What is the Enneagram? It is a Map of our own unique personalities to help us see our particular traits, actions and reactions, coping methods and our style of speaking. It’s also a map for what is going on inside our internal landscape or terrain. But what makes The Enneagram different from other Personality Typing Maps is that it helps us understand WHY we do the things we do and what is driving us. It shows us the lens through which we see the world and gives us a look through others’ lenses. It is a powerful tool that shows us what it feels like to be in our own skin and it offers a way to understand others in theirs.

As mother and daughter, Earlene Fowler and Denée King share a lifetime of being told ‘the apple doesn’t fall far from the tree’ or ‘they’re two peas in a pod’! But the Enneagram brought to light why their reactions to being told by those in authority that they could no longer be a part of the only church community they had ever been a part of, were so very different.

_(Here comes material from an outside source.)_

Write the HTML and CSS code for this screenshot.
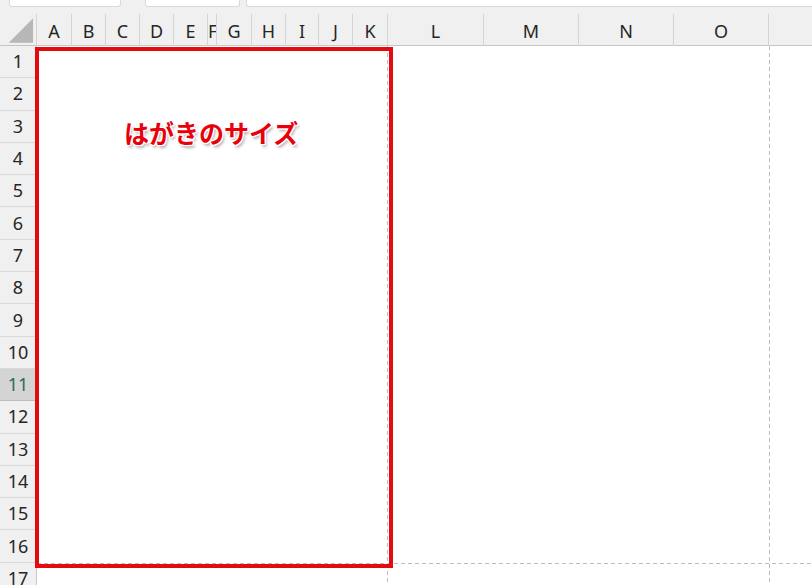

In Part 1 of this two-part series we share what it’s like to experience life from our own unique ‘typologies’ or Enneagram numbers. We will set the groundwork for why our reactions to one of the most emotionally traumatic events in our lives — leaving the traditional religious community of our family —were so very different.


Overview of the 9 Types:

Type 1 – The Reformer: The Rational, Idealistic Type: Principled, Purposeful, Self-Controlled, and Perfectionistic

Type 2 – The Helper: The Caring, Interpersonal Type: Demonstrative, Generous, People-Pleasing, and Possessive

Type 3 – The Achiever: The Success-Oriented, Pragmatic Type: Adaptive, Excelling, Driven, and Image-Conscious

Type 4 – The Individualist: The Sensitive, Withdrawn Type: Expressive, Dramatic, Self-Absorbed, and Temperamental

Type 5 – The Investigator: The Intense, Cerebral Type: Perceptive, Innovative, Secretive, and Isolated

Type 6 – The Loyalist: The Committed, Security-Oriented Type: Engaging, Responsible, Anxious, and Suspicious

Type 7 – The Enthusiast: The Busy, Fun-Loving Type: Spontaneous, Versatile, Distractible, and Scattered

Type 8 – The Challenger: The Powerful, Dominating Type: Self-Confident, Decisive, Willful, and Confrontational

Type 9 – The Peacemaker: The Easygoing, Self-Effacing Type: Receptive, Reassuring, Agreeable, and Complacent

Ian Cron, – ‘The Road Back to You’

Free Introductory Enneagram Assessment

Beatrice Chestnut, PhD – ‘The Complete Enneagram, 27 Paths to Greater Self Knowledge’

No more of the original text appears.